Tobacco Groups Seek To Overturn Australia’s Vaping Ban

Big tobacco companies are seeking to overturn Australia’s ban on vaping in a bid to prise open one of the last untapped developed markets for the $25bn-a-year ecigarette industry.

Philip Morris International and British American Tobacco have made submissions to an Australian parliamentary inquiry that is considering whether ecigarettes should be legalised.

Vaping companies have provided seed funding for a doctor-led charity leading the fight to legalise ecigarettes, and last week PMI sent its top marketing executive to Sydney to promote its transition towards smoke-free vaping products.?


“Right now, smokers don’t have the ability choose non-burn [vaping] products, which we know are 90 to 95 per cent better [for you],” Marian Salzman, PMI’s senior vice-president of global communications, told the Financial Times.?


“Others are making a decision about your health if you are a smoker.”


Ms Salzman rejected health officials’ concerns that vaping would entice new recruits to smoking and said that PMI’s IQOS ecigarette product was not sold to non-smokers at its retail outlets.
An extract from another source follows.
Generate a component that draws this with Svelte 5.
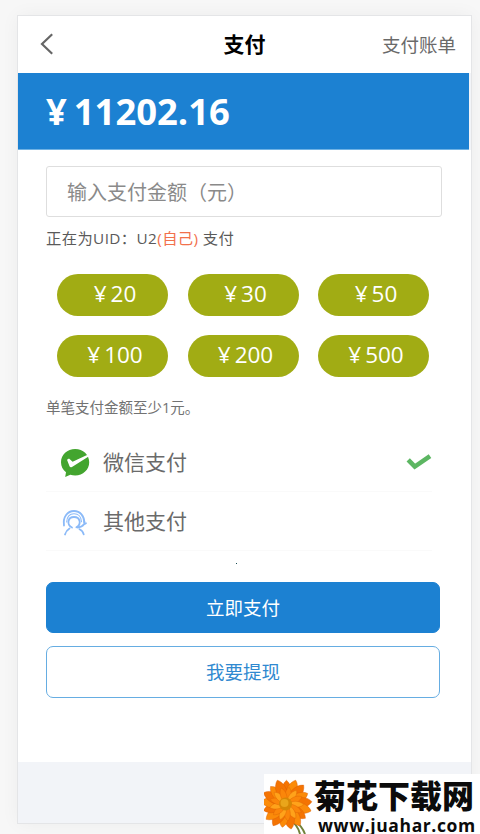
<script lang="ts">
	interface PayMethod {
		id: string;
		label: string;
	}

	const balance = 11202.16;
	const uid = 'U2';
	const presets = [20, 30, 50, 100, 200, 500];
	const methods: PayMethod[] = [
		{ id: 'wechat', label: '微信支付' },
		{ id: 'other', label: '其他支付' }
	];

	// outer and inner flower petals, in degrees
	const outerPetals = Array.from({ length: 17 }, (_, i) => i * (360 / 17));
	const innerPetals = Array.from({ length: 13 }, (_, i) => i * (360 / 13) + 9);

	let amount = $state('');
	let method = $state('wechat');
</script>

<div class="screen">
	<main class="phone">
		<header class="navbar">
			<button type="button" class="back" aria-label="返回">
				<svg width="14" height="22" viewBox="0 0 14 22">
					<path d="M12.2 1.3 2 11l10.2 9.7" fill="none" stroke="#666" stroke-width="2.2" />
				</svg>
			</button>
			<h1>支付</h1>
			<a class="bill" href="#bill">支付账单</a>
		</header>

		<section class="balance">
			<span class="yen">¥</span>{balance.toFixed(2)}
		</section>

		<section class="content">
			<input class="amount" type="text" placeholder="输入支付金额（元）" bind:value={amount} />
			<p class="target">正在为UID：{uid}<span class="self">(自己)</span> 支付</p>

			<div class="presets">
				{#each presets as preset}
					<button type="button" class="preset" onclick={() => (amount = String(preset))}>
						<span class="yen">¥</span>{preset}
					</button>
				{/each}
			</div>

			<p class="hint">单笔支付金额至少1元。</p>

			<div class="methods">
				{#each methods as item}
					<button type="button" class="method" onclick={() => (method = item.id)}>
						<span class="icon">
							{#if item.id === 'wechat'}
								<svg width="30" height="30" viewBox="0 0 30 30">
									<path
										d="M15.2 1C7.3 1 1 6.9 1 14.2c0 4.1 1.9 7.6 5 10.1L5.2 29l5.1-2.3c1.6.5 3.2.7 4.9.7 7.9 0 14-5.9 14-13.2S23.1 1 15.2 1Z"
										fill="#43a52f"
									/>
									<path d="m7 11.8 2-1.3 3.6 3.3L27.6 6.8 28.6 8.500 12 18.9c-1.2.6-2 .4-2.5-.7Z" fill="#fff" />
								</svg>
							{:else}
								<svg width="26" height="28" viewBox="0 0 26 28" fill="none" stroke="#8bbaf8" stroke-linecap="round">
									<path d="M2 17.5C.7 9 5.500 3 12 3c6.3 0 10.2 5 10.3 11.3" stroke-width="1.8" />
									<path d="M4.7 14C5 8.8 8 5.8 12 5.8c4.2 0 7.3 3 7.500 8" stroke-width="1.1" />
									<path d="M10 19.5C4.5 16.8 5.500 9 12 9c6.5 0 7.6 7.500 2.4 10.3" stroke-width="1.8" />
									<path d="M22.3 13.3v3l1.7-1M22 16.3c-1.5 2.2-4 3-6.5 3.200M3 26.5c.8-3 2.3-4.7 4.5-6M17.5 21.2c2.1 1 3.7 3 4.2 5.2" stroke-width="1.8" />
								</svg>
							{/if}
						</span>
						<span class="label">{item.label}</span>
						{#if method === item.id}
							<svg class="check" width="26" height="18" viewBox="0 0 26 18">
								<path d="m2.2 6.8 6.6 6.8L24 3.2" fill="none" stroke="#5cb662" stroke-width="4.6" />
							</svg>
						{/if}
					</button>
				{/each}
			</div>

			<button type="button" class="btn primary">立即支付</button>
			<button type="button" class="btn outline">我要提现</button>
			<i class="speck"></i>
		</section>
	</main>

	<aside class="brand">
		<svg class="flower" width="50" height="60" viewBox="0 0 50 60">
			<path d="M25 45q9 6 11 15M31 47q7 5 10 13" fill="none" stroke="#71823a" stroke-width="2" />
			<g transform="translate(22.5 30)">
				{#each outerPetals as angle, i}
					<path
						d="M0 0C-8-9-6-21 0-25.500 6-21 8-9 0 0Z"
						transform="rotate({angle}) scale({i % 3 ? 1 : 0.93})"
						fill={i % 2 ? '#fb8b09' : '#f47403'}
						stroke="#d95b04"
						stroke-width=".4"
					/>
				{/each}
				{#each innerPetals as angle, i}
					<path
						d="M0 0C-4-6-4-13 0-17 4-13 4-6 0 0Z"
						transform="rotate({angle})"
						fill={i % 2 ? '#ffa21a' : '#fb860a'}
						stroke="#dd6504"
						stroke-width=".4"
					/>
				{/each}
				<circle cx="-1" cy="0" r="6.5" fill="#d68705" />
				<circle cx="-2" cy="-1" r="4" fill="#e9a51b" />
			</g>
		</svg>
		<div class="brand-text">
			<strong>菊花下载网</strong>
			<span>www.juahar.com</span>
		</div>
	</aside>
</div>

<style>
	:global(body) {
		background: #f7f7f7;
	}

	.screen {
		position: relative;
		box-sizing: border-box;
		width: 480px;
		height: 834px;
		padding: 16px 9px 0 18px;
		overflow: hidden;
		font-family: 'Open Sans', 'Noto Sans CJK SC', sans-serif;
		color: #6a6a6a;
	}

	.phone {
		display: flex;
		flex-direction: column;
		height: 807px;
		background: #f2f4f8;
		box-shadow: 0 0 0 1px #e4e5e7, 0 0 18px rgba(0, 0, 0, 0.05);
	}

	button {
		margin: 0;
		padding: 0;
		border: 0;
		background: none;
		font: inherit;
		color: inherit;
	}

	.navbar {
		display: grid;
		grid-template-columns: 1fr auto 1fr;
		align-items: center;
		height: 57px;
		padding: 0 15px 2px 22px;
		box-sizing: border-box;
		background: #fff;
	}

	.back {
		justify-self: start;
		height: 22px;
		line-height: 0;
	}

	.navbar h1 {
		margin: 0 0 0 -7px;
		font-size: 21px;
		line-height: 30px;
		font-weight: 700;
		color: #000;
	}

	.bill {
		justify-self: end;
		font-size: 18.5px;
		color: #6a6a6a;
		text-decoration: none;
	}

	.balance {
		height: 77px;
		margin-right: 2px;
		padding-left: 28px;
		border-bottom: 1px solid #6fb2e4;
		box-sizing: border-box;
		background: #1c81d2;
		font-size: 36.4px;
		line-height: 77px;
		font-weight: 700;
		color: #fff;
	}

	.balance .yen {
		margin-right: 7px;
	}

	.content {
		position: relative;
		height: 612px;
		box-sizing: border-box;
		padding: 16px 31px 0 28px;
		background: #fff;
	}

	.amount {
		display: block;
		box-sizing: border-box;
		width: 396px;
		height: 51px;
		padding: 2px 20px 0;
		border: 1px solid #dedede;
		border-radius: 3px;
		background: #fff;
		font-family: inherit;
		font-size: 20px;
		color: #666;
	}

	.amount::placeholder {
		color: #8a8a8a;
		opacity: 1;
	}

	.target {
		margin: 9px 0 0;
		font-size: 15.3px;
		line-height: 24px;
		letter-spacing: 0.4px;
		color: #5a5a5a;
	}

	.self {
		color: #f2714c;
	}

	.presets {
		display: grid;
		grid-template-columns: repeat(3, 111px);
		gap: 19px 19.5px;
		margin: 24px 0 0 11px;
	}

	.preset {
		height: 42px;
		padding: 0 0 3px 5px;
		border-radius: 21px;
		background: #a1ac14;
		font-size: 22.5px;
		line-height: 39px;
		font-weight: 500;
		color: #fff;
	}

	.preset .yen {
		margin-right: 4px;
	}

	.hint {
		margin: 20px 0 0;
		font-size: 14.5px;
		line-height: 22px;
		color: #727272;
	}

	.methods {
		margin-top: 14px;
	}

	.method {
		display: flex;
		align-items: center;
		box-sizing: border-box;
		width: 386px;
		height: 59px;
		padding: 0 0 0 14px;
		border-bottom: 1px solid #fafafa;
		text-align: left;
	}

	.icon {
		display: flex;
		justify-content: center;
		width: 30px;
		padding-top: 2px;
	}

	.label {
		flex: 1;
		margin-left: 13px;
		font-size: 21px;
		line-height: 30px;
	}

	.btn {
		display: block;
		box-sizing: border-box;
		width: 394px;
		height: 51px;
		padding-bottom: 2px;
		border: 1px solid #1c81d2;
		border-radius: 7px;
		font-size: 18.5px;
	}

	.primary {
		margin-top: 31px;
		background: #1c81d2;
		color: #fff;
	}

	.outline {
		height: 52px;
		margin-top: 13px;
		border-color: #66ade2;
		background: #fff;
		color: #3089d0;
	}

	/* stray mark over the gap above the buttons */
	.speck {
		position: absolute;
		left: 218px;
		top: 413px;
		width: 1px;
		height: 1px;
		background: #174d52;
	}

	.brand {
		position: absolute;
		right: 0;
		bottom: 0;
		display: flex;
		width: 216px;
		height: 60px;
		background: #fff;
		color: #0b0b0b;
	}

	.flower {
		flex: none;
	}

	.brand-text {
		display: flex;
		flex-direction: column;
		white-space: nowrap;
	}

	.brand-text strong {
		height: 42px;
		font-size: 32px;
		line-height: 44px;
		font-weight: 900;
	}

	.brand-text span {
		margin-left: 4px;
		font-size: 17.5px;
		line-height: 18px;
		letter-spacing: 0.6px;
		font-weight: 700;
	}
</style>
She called government bans on ecigarettes “morally reprehensible” because they removed a tool smokers could use to successfully quit the traditional cigarettes habit.

 

Australia, Turkey and Mexico are the only three OECD countries that have not legalised ecigarettes containing nicotine. A repeal of Australia’s ban would be a victory for the big tobacco groups in a country with the world’s toughest anti-tobacco laws.?


The lobbying campaign comes amid a global debate over industry claims that vaping is better for people’s health than smoking, given an absence of long-term studies.

PMI, the world’s biggest tobacco company by sales, has said it wants sales of smoke-free products to comprise almost 40 per cent of total revenue by 2025, versus 13 per cent in 2017. It now directs about 80 per cent of its research-and-development spending and almost half of its commercial spending, which includes marketing, towards its smoke-free products.?

 

Ms Salzman, formerly chief executive of Havas PR North America, was recruited by PMI to rehabilitate the company’s reputation, which has been tarnished over decades as it targeted young consumers and sought to downplay the risks of smoking.

 

Her decision to join a tobacco company surprised many in the public relations industry, not least because her father died of lung cancer.?But she said her father knew cigarettes were bad for him and that it was his choice to smoke.


“My father continued smoking after he had 40 per cent of his lungs removed and lived for another eight years, and he’d be constantly sneaking outside with a pipe or cigarettes. So I can’t blame tobacco for that.”?

 

Ms Salzman said critics should not “just scream us down” when PMI advocated for the repeal of the ban on ecigarettes, as the company tries to transition to ecigarettes and away from tobacco.


Greg Hunt, Australia’s health minister, told the FT he supported the existing ban. But pressure from backbench MPs who have been lobbied by tobacco groups has prompted the government to commission an independent study on ecigarettes.


Australia’s Therapeutic Goods Administration classifies nicotine as a dangerous poison that cannot be sold without a specific permit, and no tobacco company has submitted a vaping product for assessment by the agency.

 

Health advocates say vaping is part of a distraction programme by the tobacco industry, which continues to market and sell cigarettes that are known to kill more than 480,000 people a year in the US, according to the Centers for Disease Control and Prevention.


They say the vaping industry is following the tobacco companies’ play book, targeting young people with flavoured ecigarettes, and funding their own health studies and advocacy groups.


PMI recently inked a $5m content deal with the youth-focused Vice Media, while in Australia two vaping companies provided seed funding for?the doctor-led pro-vaping advocacy group, the Australian Tobacco Harm Reduction Association.


“Given their [the tobacco industry’s] long history of lies and deceit, why should anyone accept what they now claim?” said Mike Daube, professor of health at Australia’s Curtin University and an anti-smoking advocate.